Aya Mamas: Viking neighborhood in Istanbul-NewsCO.com.au

February 9, 2017

Istanbul has accommodated several peoples, speaking different languages and practicing different cultures. Until it was conquered by the Ottomans in 1453, Greek-speaking Byzantines ruled the city where the Genoese, Arabs and Armenians lived together as well. However, this city, which offers opportunity to observe traces of several empires and cultures, is full of surprises: One can see an Ottoman mosque built on ancient Greek stones or one may learn about a Viking neighborhood in Istanbul’s Beşiktaş district after reading this piece.

An article, “One Ring to Bind Them,” in the Archaeology journal, published by the Archaeological Institute of America, says a ring was found in Sweden in a Viking-era woman’s grave. What makes this ring different was that the word “Allah,” (God in Arabic) was inscribed on it. The article says that examinations show the ring dates back to the ninth century. It might have been taken either from the Arabs of Andalusia, which was established in the eighth century in Spain, or from the Arabs of Baghdad. The second probability explains why Vikings settled in Istanbul.

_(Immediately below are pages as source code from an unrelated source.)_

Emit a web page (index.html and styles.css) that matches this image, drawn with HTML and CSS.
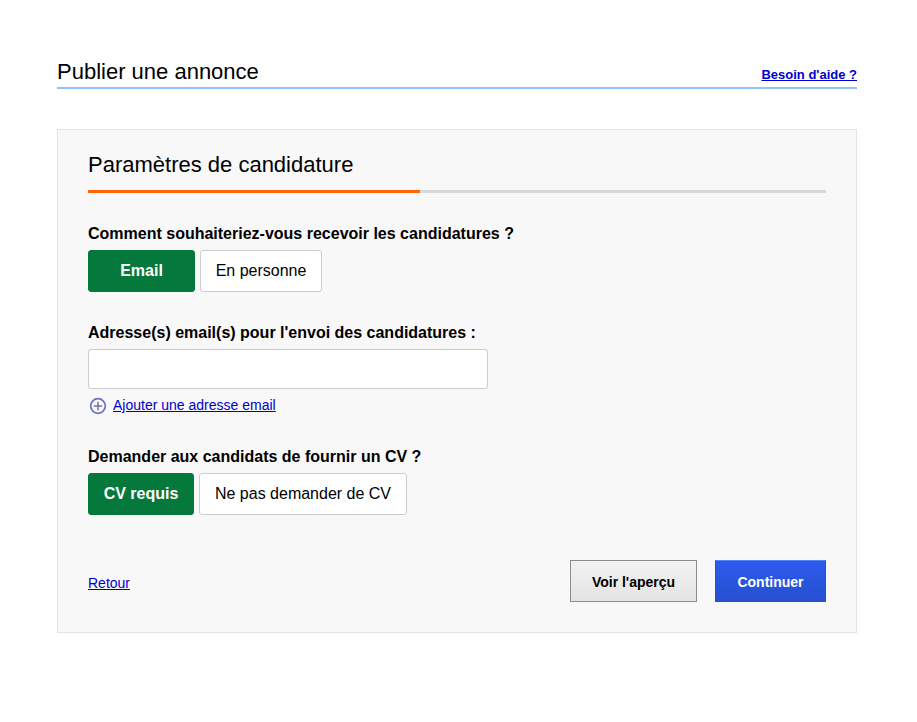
FILE: index.html
```html
<!DOCTYPE html>
<html lang="fr">
<head>
  <meta charset="UTF-8">
  <title>Publier une annonce</title>
  <link rel="stylesheet" href="styles.css">
</head>
<body>
<div class="page">
  <div class="page-head">
    <h1>Publier une annonce</h1>
    <a class="help-link" href="#">Besoin d'aide ?</a>
  </div>

  <div class="panel">
    <h2>Paramètres de candidature</h2>
    <div class="progress"><div class="progress-bar"></div></div>

    <div class="field field-first">
      <div class="label">Comment souhaiteriez-vous recevoir les candidatures ?</div>
      <div class="choices">
        <button class="choice selected choice-email">Email</button>
        <button class="choice choice-person">En personne</button>
      </div>
    </div>

    <div class="field field-email">
      <div class="label">Adresse(s) email(s) pour l'envoi des candidatures :</div>
      <input class="text-input" type="text">
      <div class="add-row">
        <svg class="add-icon" width="18" height="18" viewBox="0 0 18 18">
          <circle cx="9" cy="9" r="7.3" fill="none" stroke="#6f6fc9" stroke-width="1.7"/>
          <path d="M9 4.8v8.4M4.8 9h8.4" fill="none" stroke="#7272a8" stroke-width="1.5"/>
        </svg>
        <a href="#">Ajouter une adresse email</a>
      </div>
    </div>

    <div class="field field-cv">
      <div class="label">Demander aux candidats de fournir un CV ?</div>
      <div class="choices">
        <button class="choice selected choice-cv">CV requis</button>
        <button class="choice choice-nocv">Ne pas demander de CV</button>
      </div>
    </div>

    <div class="actions">
      <a class="back-link" href="#">Retour</a>
      <div class="action-btns">
        <button class="btn btn-preview">Voir l'aperçu</button>
        <button class="btn btn-continue">Continuer</button>
      </div>
    </div>
  </div>
</div>
</body>
</html>
```

FILE: styles.css
```css
body {
  margin: 0;
  background: #fff;
  color: #000;
  font-family: "Liberation Sans", Arial, sans-serif;
}

a {
  color: #00c;
}

.page {
  width: 800px;
  margin-left: 57px;
  padding-top: 58px;
}

.page-head {
  display: flex;
  justify-content: space-between;
  align-items: flex-start;
  height: 29px;
  border-bottom: 2px solid #8fc2fb;
}

h1 {
  margin: 0;
  font-size: 22px;
  font-weight: normal;
  line-height: 27px;
}

.help-link {
  font-size: 13px;
  font-weight: bold;
  line-height: 15px;
  margin-top: 9px;
}

.panel {
  margin-top: 40px;
  height: 502px;
  padding: 0 30px;
  background: #f8f8f8;
  border: 1px solid #e4e4e4;
}

h2 {
  margin: 21px 0 0;
  font-size: 22px;
  font-weight: normal;
  line-height: 27px;
}

.progress {
  margin-top: 12px;
  height: 3px;
  background: #d8d8d8;
}

.progress-bar {
  width: 45%;
  height: 3px;
  background: #f60;
}

.label {
  font-size: 16px;
  font-weight: bold;
  line-height: 18px;
}

.field-first {
  margin-top: 32px;
}

.field-email {
  margin-top: 32px;
}

.field-cv {
  margin-top: 34px;
}

.choices {
  display: flex;
  gap: 5px;
  margin-top: 7px;
}

.choice {
  height: 42px;
  padding: 0;
  font-family: inherit;
  font-size: 16px;
  color: #000;
  background: #fff;
  border: 1px solid #ccc;
  border-radius: 3px;
}

.choice.selected {
  color: #fff;
  font-weight: bold;
  background: #05783b;
  border-color: #05783b;
}

.choice-email { width: 107px; }
.choice-person { width: 122px; }
.choice-cv { width: 106px; }
.choice-nocv { width: 208px; }

.text-input {
  display: block;
  box-sizing: border-box;
  width: 400px;
  height: 40px;
  margin-top: 7px;
  background: #fff;
  border: 1px solid #ccc;
  border-radius: 3px;
}

.add-row {
  display: flex;
  align-items: flex-start;
  gap: 6px;
  height: 18px;
  margin-top: 7px;
  padding-left: 1px;
  font-size: 14px;
  line-height: 18px;
}

.add-icon {
  margin-top: 1px;
}

.actions {
  display: flex;
  justify-content: space-between;
  align-items: center;
  margin-top: 45px;
}

.back-link {
  font-size: 14px;
  margin-top: 3px;
}

.action-btns {
  display: flex;
  gap: 18px;
}

.btn {
  height: 42px;
  padding: 1px 0 0;
  font-family: inherit;
  font-size: 14px;
  font-weight: bold;
}

.btn-preview {
  width: 127px;
  color: #000;
  background: linear-gradient(#f2f2f2, #e4e4e4);
  border: 1px solid #8c8c8c;
}

.btn-continue {
  width: 111px;
  color: #fff;
  background: linear-gradient(#2d5bef, #2550cf);
  border: 1px solid #2550d8;
  border-top-color: #5b82f5;
}
```
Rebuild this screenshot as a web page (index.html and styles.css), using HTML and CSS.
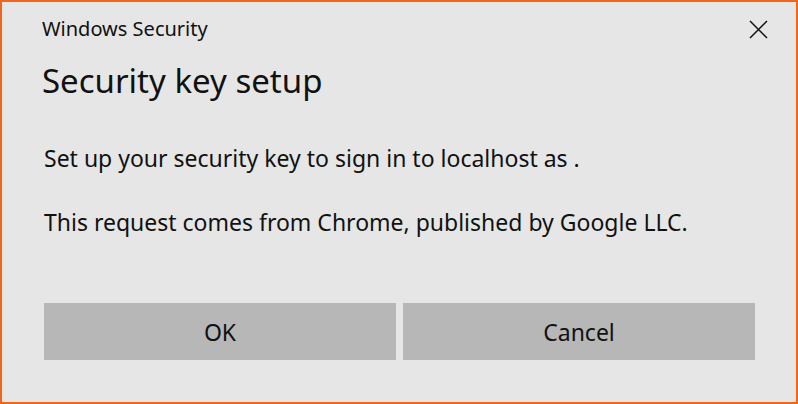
FILE: index.html
```html
<!DOCTYPE html>
<html>
<head>
<meta charset="utf-8">
<link rel="stylesheet" href="styles.css">
</head>
<body>
<div class="dialog">
  <div class="titlebar">
    <span class="app">Windows Security</span>
    <button class="close" aria-label="Close">
      <svg width="19" height="19" viewBox="0 0 19 19"><path d="M1 1 L18 18 M18 1 L1 18" stroke="#111" stroke-width="1.5" fill="none"/></svg>
    </button>
  </div>
  <h1 class="heading">Security key setup</h1>
  <p class="msg first">Set up your security key to sign in to localhost as .</p>
  <p class="msg second">This request comes from Chrome, published by Google LLC.</p>
  <div class="actions">
    <button class="btn">OK</button>
    <button class="btn">Cancel</button>
  </div>
</div>
</body>
</html>
```
FILE: styles.css
```css
html, body { margin: 0; padding: 0; }
body { width: 798px; height: 404px; font-family: "Noto Sans", "Open Sans", sans-serif; color: #111; }
.dialog {
  box-sizing: border-box;
  width: 798px; height: 404px;
  border: 2px solid #f0661a;
  background: #e6e6e6;
  display: flex; flex-direction: column;
  padding: 0 41px 0 40px;
}
.titlebar { display: flex; align-items: center; justify-content: space-between; height: 28px; margin-top: 13px; }
.app { font-size: 20px; line-height: 28px; color: #111; }
.close { border: 0; background: none; padding: 0; width: 19px; height: 19px; margin-right: -13px; display: flex; }
.heading { margin: 16px 0 0; font-weight: 400; font-size: 33px; line-height: 44px; color: #111; }
.msg { margin: 0; font-size: 23px; line-height: 32px; padding-left: 2px; color: #111; }
.msg.first { margin-top: 39px; }
.msg.second { margin-top: 32px; }
.actions { display: flex; gap: 7px; margin-top: auto; margin-bottom: 42px; padding-left: 2px; }
.btn { flex: 1; height: 57px; border: 0; background: #b7b7b7; font-family: inherit; font-size: 23px; color: #111; padding: 0; }
```
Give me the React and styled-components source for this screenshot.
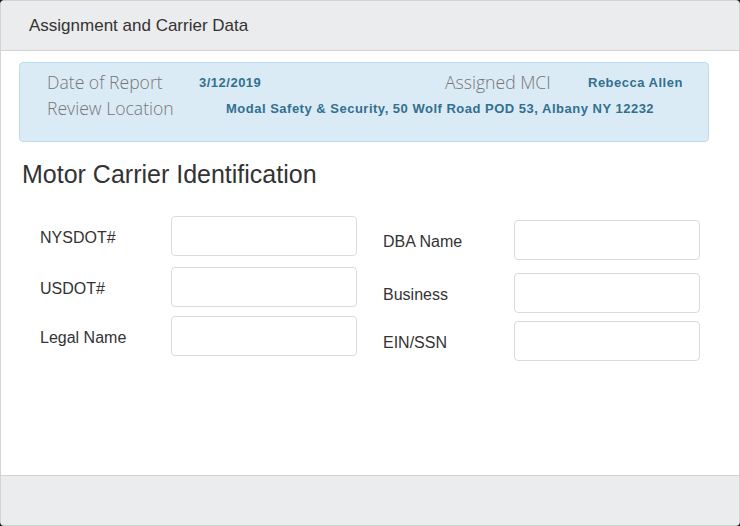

Scandinavians carried out raids in Europe, the Mediterranean and even the Caspian Sea from the sixth to the 12th century. The raids, starting as piracy and looting, but turned into trade after the Vikings established business ties with the Islamic world. Although all of them are called Vikings, Scandinavians who raided the West were called Viking while others, attacking the East, were called Varang according to Greek documents. The word Varang, used by the Greeks, derived from the ancient Norse language. The Varangs, or the more well known, Vikings, first established princedoms in Novgorod and Kiev, then reached the Caspian Sea through the Volga River and started doing business with Baghdad. After going beyond the Black Sea, the Vikings started raiding Byzantium. Sources say that Byzantines and Vikings first met in 839. From then on, the Vikings continued raiding areas around Istanbul.

While the Byzantine Empire was troubled by Muslim armies in Anatolia, the Vikings surrounded Istanbul in 860. The defenseless city could not resist the barbaric attacks, and as a result, a time of horror started for the city’s residents. Ecumenical Patriarch Photius I called the Vikings the “unknown nation.” Yet, the Byzantines became familiar with this people as their raids on Miklegard, their name for Istanbul (meaning the great city), did not stop until the 10th century. Despite the raids and bloody clashes, trade also made remarkable progress. Archives from these centuries teach researchers that an agreement dating back to 907 was made between the Byzantine Empire and Kiev-based Viking Prince Oleg. According to the agreement, a neighborhood would be given to Viking mercenaries to maintain their business relations.

Moreover, the Vikings were granted the right to enter the city center on the condition that they left their arms in the given neighborhood known as Aya Mamas, now Beşiktaş. Relations changed over the course of time. Due to their fame in war, the Vikings, called Varangians in Byzantine manuscripts, became the paid guards of the Byzantine emperor until the conquest. The guardsmen participated in fights on the frontlines of the empire. They also helped repair Hagia Sophia, which has Viking script on one wall, saying, “Halvdan was here.”

As a result of settling in Istanbul, the Vikings caused interaction between Scandinavians and the peoples of the East. While they introduced Byzantine architecture and icon-making art to Russia, they also carried Muslim goods to their homelands. Thus, the aforementioned ring might have been transported by a Viking who resided in Istanbul after returning from Baghdad.